In Web3, that shortcut is often noisy because the most common reputation signals are indirect:
- social reach, not delivery
- narrative consistency, not operational resilience
- endorsements, not evidence
- activity volume, not milestone impact
These signals can correlate with quality—but they can also be engineered. And once reputation becomes engineerable, adversaries optimize for it.
That creates three ecosystem-wide problems investors care about:
1) Diligence fatigue
When reputation can't be trusted, investors do more manual verification. That slows allocation and increases the likelihood of mistakes under time pressure.
2) Adverse selection
Serious builders get tired of competing with marketing machines and migrate to private networks. Lower-quality actors dominate public channels. The ecosystem degrades.
3) Trust resets every cycle
Without durable evidence trails, every new project has to rebuild credibility from zero, and every investor has to re-learn "who's real" through trial and error.
Proof of Execution is a direct response: build reputation from things that are harder to fake and easier to verify.
The credibility shift: from "who says they can" to "who has"
Investors care about two kinds of risk:
- capability risk (can the team deliver?)
- integrity risk (will they remain accountable once capital is involved?)
"Proof of Execution" addresses both by linking reputation to logged actions and milestones.
A useful mental model is this:
Narrative reputation is persuasive.
Execution reputation is compounding.
Narrative changes with sentiment.

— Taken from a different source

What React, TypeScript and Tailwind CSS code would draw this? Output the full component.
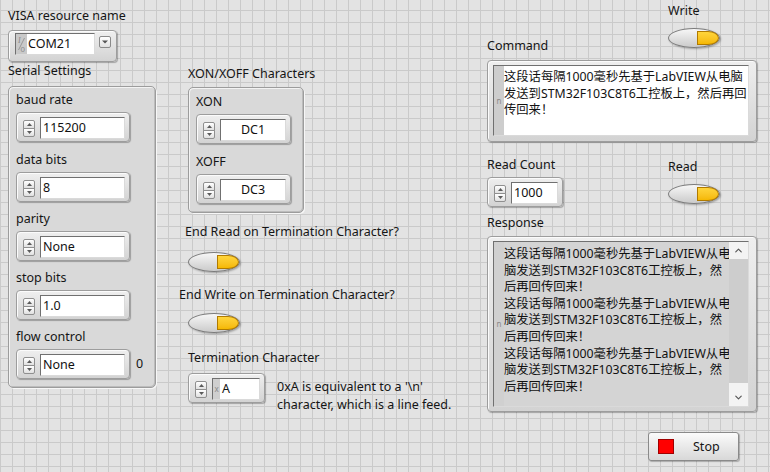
import React from "react";
import { ChevronUp, ChevronDown } from "lucide-react";

const frame =
  "rounded-[4px] border border-[#9d9d9d] bg-linear-to-b from-[#efefef] to-[#d3d3d3] shadow-[inset_1px_1px_0_#fbfbfb,1px_1px_1px_rgba(0,0,0,0.28)]";
const sunken =
  "border border-t-[#707070] border-l-[#707070] border-r-[#dadada] border-b-[#dadada]";
const cluster =
  "rounded-[5px] border border-[#9c9c9c] bg-[#d9d9d9] shadow-[inset_1px_1px_0_#f3f3f3,inset_-1px_-1px_0_#bcbcbc,1px_1px_0_#f7f7f7]";

function Label({ children, className = "" }: { children: React.ReactNode; className?: string }) {
  return (
    <div className={`h-[16px] leading-[16px] text-[12.5px] text-[#151515] whitespace-nowrap ${className}`}>
      {children}
    </div>
  );
}

function Spinner() {
  const btn =
    "h-[9px] w-[12px] border border-[#8f8f8f] bg-linear-to-b from-[#ffffff] to-[#e0e0e0] flex items-center justify-center";
  return (
    <div className="flex flex-col shrink-0">
      <div className={`${btn} rounded-t-[2px]`}>
        <svg width="5" height="3" viewBox="0 0 5 3">
          <path d="M0 3L2.5 0L5 3Z" fill="#5a5a5a" />
        </svg>
      </div>
      <div className={`${btn} -mt-px rounded-b-[2px]`}>
        <svg width="5" height="3" viewBox="0 0 5 3">
          <path d="M0 0L2.5 3L5 0Z" fill="#5a5a5a" />
        </svg>
      </div>
    </div>
  );
}

function NumCtl({
  value,
  boxW,
  center = false,
  prefix = false,
}: {
  value: string;
  boxW: string;
  center?: boolean;
  prefix?: boolean;
}) {
  return (
    <div className={`flex items-center w-fit pt-[4px] pb-[2px] pl-[6px] pr-[4px] ${frame}`}>
      <Spinner />
      <div className={`ml-[5px] h-[22px] flex bg-white ${sunken} ${boxW}`}>
        {prefix && (
          <div className="w-[7px] bg-[#cfcfcf] text-[8px] leading-[20px] text-[#8a8a8a] text-center">x</div>
        )}
        <div
          className={`flex-1 text-[12.5px] leading-[20px] text-[#111] whitespace-nowrap ${
            center ? "text-center" : "pl-[2px]"
          }`}
        >
          {value}
        </div>
      </div>
    </div>
  );
}

function Toggle() {
  return (
    <div className="w-[52px] h-[20px] rounded-[50%] border border-[#7c7c7c] bg-linear-to-b from-[#f7f7f7] to-[#cbcbcb] shadow-[1px_1px_2px_rgba(0,0,0,0.3)] flex items-center justify-end">
      <div className="w-[22px] h-[14px] bg-linear-to-b from-[#ffd53a] to-[#f5b800] border border-[#b07a00] rounded-r-[50%]" />
    </div>
  );
}

const cmdLines = [
  "这段话每隔1000毫秒先基于LabVIEW从电脑",
  "发送到STM32F103C8T6工控板上，然后再回",
  "传回来！",
];
const respBlock = [
  "这段话每隔1000毫秒先基于LabVIEW从电",
  "脑发送到STM32F103C8T6工控板上，然",
  "后再回传回来！",
];
const respLines = [...respBlock, ...respBlock, ...respBlock];

export default function App() {
  return (
    <div className="w-[770px] h-[472px] overflow-hidden flex items-start font-['Noto_Sans','Noto_Sans_CJK_SC',sans-serif] text-[#151515] [background-color:#e3e3e3] [background-image:linear-gradient(to_right,#cacaca_1px,transparent_1px),linear-gradient(to_bottom,#cacaca_1px,transparent_1px)] [background-size:12px_12px] [background-position:0_10px]">
      {/* Column 1 */}
      <div className="ml-[8px] w-[148px] flex flex-col">
        <Label className="mt-[8px]">VISA resource name</Label>
        <div className={`mt-[6px] w-[109px] h-[32px] flex items-start pt-[2px] pl-[6px] ${frame}`}>
          <div className={`flex h-[22px] w-[80px] bg-white ${sunken}`}>
            <div className="w-[11px] bg-[#c9c9c9] flex items-center justify-center">
              <svg width="9" height="18" viewBox="0 0 9 18">
                <text x="1" y="8" fontSize="8" fill="#8a8a8a" fontFamily="Liberation Serif, serif" fontStyle="italic">
                  I
                </text>
                <line x1="7.5" y1="3" x2="1.5" y2="15" stroke="#8a8a8a" strokeWidth="0.8" />
                <text x="3.5" y="16.5" fontSize="8" fill="#8a8a8a" fontFamily="Liberation Sans, sans-serif">
                  0
                </text>
              </svg>
            </div>
            <div className="flex-1 pl-[1px] text-[12.5px] leading-[20px] text-[#111]">COM21</div>
          </div>
          <div className="ml-[4px] mt-[3px] w-[12px] h-[12px] border border-[#8a8a8a] rounded-[2px] bg-linear-to-b from-white to-[#e0e0e0] flex items-center justify-center">
            <svg width="6" height="4" viewBox="0 0 6 4">
              <path d="M0 0.5L3 3.5L6 0.5Z" fill="#555" />
            </svg>
          </div>
        </div>
        <Label className="mt-[1px]">Serial Settings</Label>
        <div className={`mt-[7px] w-[148px] h-[302px] pt-[5px] pl-[7px] flex flex-col ${cluster}`}>
          <Label>baud rate</Label>
          <div className="mt-[4px]">
            <NumCtl value="115200" boxW="w-[85px]" />
          </div>
          <Label className="mt-[10px]">data bits</Label>
          <div className="mt-[4px]">
            <NumCtl value="8" boxW="w-[85px]" />
          </div>
          <Label className="mt-[9px]">parity</Label>
          <div className="mt-[4px]">
            <NumCtl value="None" boxW="w-[85px]" />
          </div>
          <Label className="mt-[9px]">stop bits</Label>
          <div className="mt-[4px]">
            <NumCtl value="1.0" boxW="w-[85px]" />
          </div>
          <Label className="mt-[9px]">flow control</Label>
          <div className="mt-[4px] flex items-center">
            <NumCtl value="None" boxW="w-[85px]" />
            <span className="ml-[6px] text-[12.5px] leading-[16px]">0</span>
          </div>
        </div>
      </div>

      {/* Column 2 */}
      <div className="ml-[32px] w-[280px] flex flex-col">
        <Label className="mt-[66px]">XON/XOFF Characters</Label>
        <div className={`mt-[5px] w-[116px] h-[126px] pt-[6px] pl-[7px] flex flex-col ${cluster}`}>
          <Label>XON</Label>
          <div className="mt-[4px]">
            <NumCtl value="DC1" boxW="w-[66px]" center />
          </div>
          <Label className="mt-[10px]">XOFF</Label>
          <div className="mt-[4px]">
            <NumCtl value="DC3" boxW="w-[66px]" center />
          </div>
        </div>
        <Label className="mt-[11px] -ml-[3px]">End Read on Termination Character?</Label>
        <div className="mt-[12px]">
          <Toggle />
        </div>
        <Label className="mt-[15px] -ml-[9px]">End Write on Termination Character?</Label>
        <div className="mt-[10px]">
          <Toggle />
        </div>
        <Label className="mt-[17px]">Termination Character</Label>
        <div className="mt-[7px] flex items-start">
          <NumCtl value="A" boxW="w-[48px]" prefix />
          <div className="ml-[12px] mt-[5px] text-[12.5px] leading-[17.5px] whitespace-nowrap">
            <div>0xA is equivalent to a {"'\\n'"}</div>
            <div>character, which is a line feed.</div>
          </div>
        </div>
      </div>

      {/* Column 3 */}
      <div className="ml-[19px] w-[270px] flex flex-col">
        <div className="flex items-start justify-between">
          <Label className="mt-[38px]">Command</Label>
          <div className="mt-[3px] mr-[37px] flex flex-col">
            <Label>Write</Label>
            <div className="mt-[9px]">
              <Toggle />
            </div>
          </div>
        </div>
        <div className={`mt-[6px] h-[82px] pt-[4px] pl-[5px] pr-[7px] flex ${frame}`}>
          <div className={`flex flex-1 min-w-0 h-[71px] ${sunken}`}>
            <div className="w-[10px] shrink-0 bg-[#cdcdcd] flex items-center justify-center">
              <span className="text-[8px] leading-[8px] text-[#8a8a8a]">n</span>
            </div>
            <div className="flex-1 min-w-0 bg-white pt-[3px] text-[12.3px] leading-[16.7px] text-[#111] whitespace-nowrap overflow-hidden">
              {cmdLines.map((l, i) => (
                <div key={i}>{l}</div>
              ))}
            </div>
          </div>
        </div>
        <div className="mt-[15px] flex items-start justify-between">
          <div className="flex flex-col">
            <Label>Read Count</Label>
            <div className="mt-[4px]">
              <NumCtl value="1000" boxW="w-[47px]" />
            </div>
          </div>
          <div className="mt-[2px] mr-[37px] flex flex-col">
            <Label>Read</Label>
            <div className="mt-[9px]">
              <Toggle />
            </div>
          </div>
        </div>
        <Label className="mt-[8px]">Response</Label>
        <div className={`mt-[5px] h-[176px] pt-[4px] pl-[5px] pr-[7px] flex ${frame}`}>
          <div className={`flex flex-1 min-w-0 h-[166px] ${sunken}`}>
            <div className="w-[10px] shrink-0 bg-[#d0d0d0] flex items-center justify-center">
              <span className="text-[8px] leading-[8px] text-[#8a8a8a]">n</span>
            </div>
            <div className="flex-1 min-w-0 bg-[#d4d4d4] pt-[4px] text-[12.3px] leading-[16.6px] text-[#111] whitespace-nowrap overflow-hidden">
              {respLines.map((l, i) => (
                <div key={i}>{l}</div>
              ))}
            </div>
            <div className="w-[19px] shrink-0 flex flex-col bg-[#f3f3f3]">
              <div className="h-[17px] flex items-center justify-center">
                <ChevronUp size={11} strokeWidth={2.5} color="#555" />
              </div>
              <div className="h-[124px] bg-[#cdcdcd]" />
              <div className="flex-1" />
              <div className="h-[17px] flex items-center justify-center">
                <ChevronDown size={11} strokeWidth={2.5} color="#555" />
              </div>
            </div>
          </div>
        </div>
        <div className="self-end mr-[18px] mt-[20px] w-[91px] h-[29px] rounded-[3px] border border-[#8a8a8a] bg-linear-to-b from-[#fbfbfb] to-[#d8d8d8] shadow-[1px_1px_1px_rgba(0,0,0,0.25)] flex items-center pl-[9px]">
          <div className="w-[16px] h-[15px] bg-[#ff0000] border border-[#a00000]" />
          <span className="ml-[19px] text-[12.5px] leading-[16px] text-[#151515]">Stop</span>
        </div>
      </div>
    </div>
  );
}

Execution leaves artifacts. And artifacts create a timeline that investors can underwrite.
What "Proof of Execution" actually means
Proof of Execution is not a badge. It's not a score. It's not "trust me, we're doxxed."
It's a system where:
- important actions are logged in structured form,
- milestones are defined with acceptance criteria,
- completion is evidenced through artifacts,
- verification is recorded, and
- the resulting reputation becomes a portable trust layer across the ecosystem.
The key phrase is logged actions. Because execution isn't only "shipping code." Execution is everything that reduces uncertainty:
- delivering product and technical milestones
- completing audits and remediating findings
- maintaining transparent reporting cadence
- implementing compliance controls
- responding to incidents responsibly
- making governance decisions in daylight
- meeting timelines, or explaining changes with evidence
Investors don't need founders to be perfect. They need founders to be accountable. Logging is how accountability becomes real.
Logged actions: the raw material of verifiable trust
Logging sounds mundane, but in financial systems it's the foundation of everything. Banks don't trust memory. They trust records.
In Web3 ecosystems, most "records" exist in scattered places—GitHub, Telegram, Etherscan, Notion docs, Loom videos, forum posts—without a coherent timeline or consistent structure.
Proof of Execution brings structure to those records. It treats key actions as events that should be:
- time-stamped,
- attributable,
- linked to evidence,
- and tied to a milestone or obligation.
The point isn't bureaucracy. The point is that trust emerges when people can reconstruct reality without guesswork.
Milestones: the unit of progress investors can verify
Milestones are the most powerful reputation anchor because they force teams to translate intent into commitments.
A milestone becomes valuable when it has three properties:
1) Clear acceptance criteria
"Integrate X" is not a milestone. "Deploy integration to production, confirm through these transaction signatures or endpoints, and publish a validation report" is.
2) Evidence artifacts
Milestones are only as credible as their proofs: deployments, audit reports, test results, documented procedures, signed attestations, monitoring dashboards, on-chain events—whatever fits the domain.
3) Verified completion
Completion should be a recorded outcome, not a founder claim. Verification can come from multiple sources: platform checks, partner attestations, reputable reviewers, or on-chain confirmations.
When these properties are in place, milestones become reputation building blocks that are hard to fake and easy to compare.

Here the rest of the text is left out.